When evaluating mathematical expressions, it's essential to follow a specific sequence called the Order of Operations. This ensures that everyone interprets and solves expressions consistently and accurately. The Order of Operations can be remembered using the acronym PEMDAS:

• Parentheses - Solve expressions inside parentheses or brackets first.
• Exponents - Evaluate powers or roots next.
• Multiplication and Division - Conduct these operations from left to right.
• Addition and Subtraction - Perform these last, also from left to right.

In the exercise given, following the Order of Operations means evaluating the exponent first. The expression inside the absolute value is \(7 + 3^2\). Here, \(3^2\) must be evaluated first, giving us 9. Then, you add 7, resulting in 16.

Absolute value is a fundamental concept in mathematics that represents the distance of a number from zero on the number line. No matter the number sign (positive or negative), the absolute value is always a positive number or zero. In other words, absolute value transforms negative numbers into their positive counterparts while leaving positive numbers unchanged.
For the expression \(|7 + 3^2|\), once inside the absolute value, becomes \(|16|\). Since 16 is already positive, the absolute value keeps it 16.
The absolute value is important as it's widely used in both arithmetic calculations and more advanced mathematics. It ensures that when calculating distances or magnitudes, we only get non-negative results.

Simplifying expressions is about making mathematical expressions easier to work with by consolidating numbers and variables.

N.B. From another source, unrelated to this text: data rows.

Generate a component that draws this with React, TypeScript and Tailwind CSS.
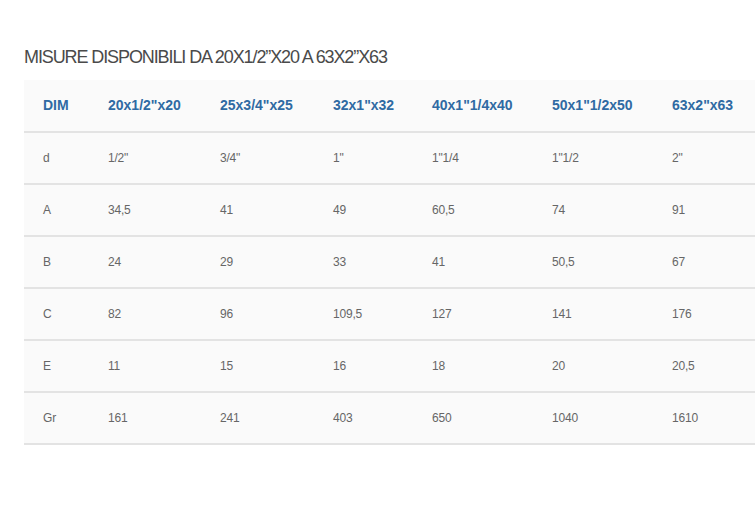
const headers = ["DIM", '20x1/2"x20', '25x3/4"x25', '32x1"x32', '40x1"1/4x40', '50x1"1/2x50', '63x2"x63'];

const rows = [
  ["d", '1/2"', '3/4"', '1"', '1"1/4', '1"1/2', '2"'],
  ["A", "34,5", "41", "49", "60,5", "74", "91"],
  ["B", "24", "29", "33", "41", "50,5", "67"],
  ["C", "82", "96", "109,5", "127", "141", "176"],
  ["E", "11", "15", "16", "18", "20", "20,5"],
  ["Gr", "161", "241", "403", "650", "1040", "1610"],
];

const cols = "grid grid-cols-[65px_112px_113px_99px_120px_120px_1fr]";

export default function App() {
  return (
    <div className="h-[512px] w-[755px] overflow-hidden bg-white font-['Liberation_Sans',Arial,sans-serif]">
      <h2 className="ml-6 pt-[45px] text-[18px] leading-[24px] tracking-[-1.1px] text-[#4a4a4a]">
        MISURE DISPONIBILI DA 20X1/2”X20 A 63X2”X63
      </h2>
      <div className="ml-6 mt-[11px] bg-[#fafafa]">
        <div className={`${cols} h-[53px] items-center border-b-2 border-[#e3e3e3]`}>
          {headers.map((h) => (
            <div key={h} className="pl-[19px] text-[14px] font-bold text-[#2f6aa3]">
              {h}
            </div>
          ))}
        </div>
        {rows.map((r) => (
          <div key={r[0]} className={`${cols} h-[52px] items-center border-b-2 border-[#e3e3e3]`}>
            {r.map((c, i) => (
              <div key={i} className="pl-[19px] text-[12px] tracking-[-0.2px] text-[#666]">
                {c}
              </div>
            ))}
          </div>
        ))}
      </div>
    </div>
  );
}
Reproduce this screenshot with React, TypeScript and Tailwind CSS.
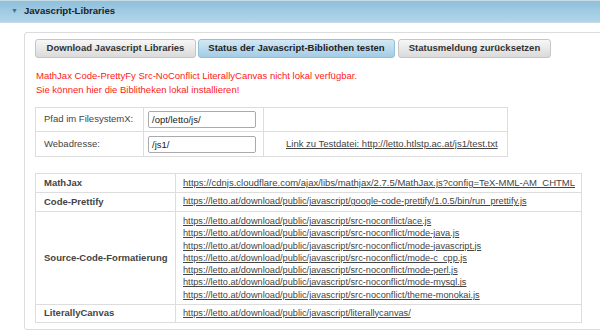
const links = [
  'https://letto.at/download/public/javascript/src-noconflict/ace.js',
  'https://letto.at/download/public/javascript/src-noconflict/mode-java.js',
  'https://letto.at/download/public/javascript/src-noconflict/mode-javascript.js',
  'https://letto.at/download/public/javascript/src-noconflict/mode-c_cpp.js',
  'https://letto.at/download/public/javascript/src-noconflict/mode-perl.js',
  'https://letto.at/download/public/javascript/src-noconflict/mode-mysql.js',
  'https://letto.at/download/public/javascript/src-noconflict/theme-monokai.js',
];

const App = () => {
  return (
    <div className="w-[600px] h-[331px] overflow-hidden bg-white font-['Liberation_Sans',Arial,sans-serif] text-[9.5px] text-[#333] whitespace-nowrap">
      <div className="h-[23px] flex items-center gap-[6px] pl-[11px] border-t border-b border-[#c7dbe6] bg-gradient-to-b from-[#8fc0db] to-[#b2d6ea] text-[#222]">
        <span className="text-[7px] text-[#4a6b80]">▼</span>
        <span className="font-bold text-[9.6px]">Javascript-Libraries</span>
      </div>

      <div className="ml-6 mt-[9px] w-[590px] h-[298px] border border-[#dcdcdc] rounded-[3px] pl-[10px] pt-[6px]">
        <div className="flex gap-[2px]">
          <button className="w-[161px] h-[19px] rounded-[3px] border border-[#c5c5c5] bg-gradient-to-b from-[#f7f7f7] to-[#dadada] font-bold text-[#333]">
            Download Javascript Libraries
          </button>
          <button className="w-[197px] h-[19px] rounded-[3px] border border-[#93bfd8] bg-gradient-to-b from-[#d3e8f4] to-[#a2cce4] font-bold text-[#222]">
            Status der Javascript-Bibliothen testen
          </button>
          <button className="ml-[1px] w-[153px] h-[19px] rounded-[3px] border border-[#c5c5c5] bg-gradient-to-b from-[#f7f7f7] to-[#dadada] font-bold text-[#333]">
            Statusmeldung zurücksetzen
          </button>
        </div>

        <div className="mt-[11px] ml-[1px] text-[#ff2020] leading-[14px]">
          <div>MathJax Code-PrettyFy Src-NoConflict LiterallyCanvas nicht lokal verfügbar.</div>
          <div>Sie können hier die Biblitheken lokal installieren!</div>
        </div>

        <table className="mt-[10px] border-collapse text-[#444]">
          <tbody>
            <tr className="h-[24px]">
              <td className="w-[108px] border border-[#ddd] pl-[8px]">Pfad im FilesystemX:</td>
              <td className="w-[120px] border border-[#ddd] pl-[4px]">
                <div className="w-[108px] h-[17px] border border-[#aaa] rounded-[2px] pl-[3px] leading-[15px] text-[#222]">/opt/letto/js/</div>
              </td>
              <td className="w-[244px] border border-[#ddd]"></td>
            </tr>
            <tr className="h-[25px]">
              <td className="border border-[#ddd] pl-[8px]">Webadresse:</td>
              <td className="border border-[#ddd] pl-[4px]">
                <div className="w-[108px] h-[17px] border border-[#aaa] rounded-[2px] pl-[3px] leading-[15px] text-[#222]">/js1/</div>
              </td>
              <td className="border border-[#ddd] pl-[22px]">
                <a className="underline text-[#444]">Link zu Testdatei: http://letto.htlstp.ac.at/js1/test.txt</a>
              </td>
            </tr>
          </tbody>
        </table>

        <table className="mt-[16px] border-collapse w-[547px] text-[#444]">
          <tbody>
            <tr className="h-[19px]">
              <td className="w-[140px] border border-[#ddd] pl-[8px] font-bold">MathJax</td>
              <td className="border border-[#ddd] pl-[7px] text-[9.5px]">
                <a className="underline">https://cdnjs.cloudflare.com/ajax/libs/mathjax/2.7.5/MathJax.js?config=TeX-MML-AM_CHTML</a>
              </td>
            </tr>
            <tr className="h-[19px]">
              <td className="border border-[#ddd] pl-[8px] font-bold">Code-Prettify</td>
              <td className="border border-[#ddd] pl-[7px] text-[9.2px]">
                <a className="underline">https://letto.at/download/public/javascript/google-code-prettify/1.0.5/bin/run_prettify.js</a>
              </td>
            </tr>
            <tr>
              <td className="border border-[#ddd] pl-[8px] font-bold">Source-Code-Formatierung</td>
              <td className="border border-[#ddd] pl-[7px] py-[3px] leading-[12.3px] text-[9.2px]">
                {links.map((l) => (
                  <div key={l}>
                    <a className="underline">{l}</a>
                  </div>
                ))}
              </td>
            </tr>
            <tr className="h-[18px]">
              <td className="border border-[#ddd] pl-[8px] font-bold">LiterallyCanvas</td>
              <td className="border border-[#ddd] pl-[7px] text-[9.2px]">
                <a className="underline">https://letto.at/download/public/javascript/literallycanvas/</a>
              </td>
            </tr>
          </tbody>
        </table>
      </div>
    </div>
  );
};

export default App;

The ultimate aim is to end up with the simplest form possible without changing the expression's value.
In our exercise:

• After evaluating \(|7 + 3^2|\) to obtain 16, this value substitutes into the expression.
• Next, the expression becomes \(\frac{-16}{4}\).
• Simplifying this fraction yields -4.

Simplifying is crucial because it provides a cleaner, more understandable result. This makes it easier to interpret the meaning behind the numbers in any context or problem. Throughout mathematics, simplification helps to streamline problems and solutions, allowing us to solve equations and perform calculations more efficiently.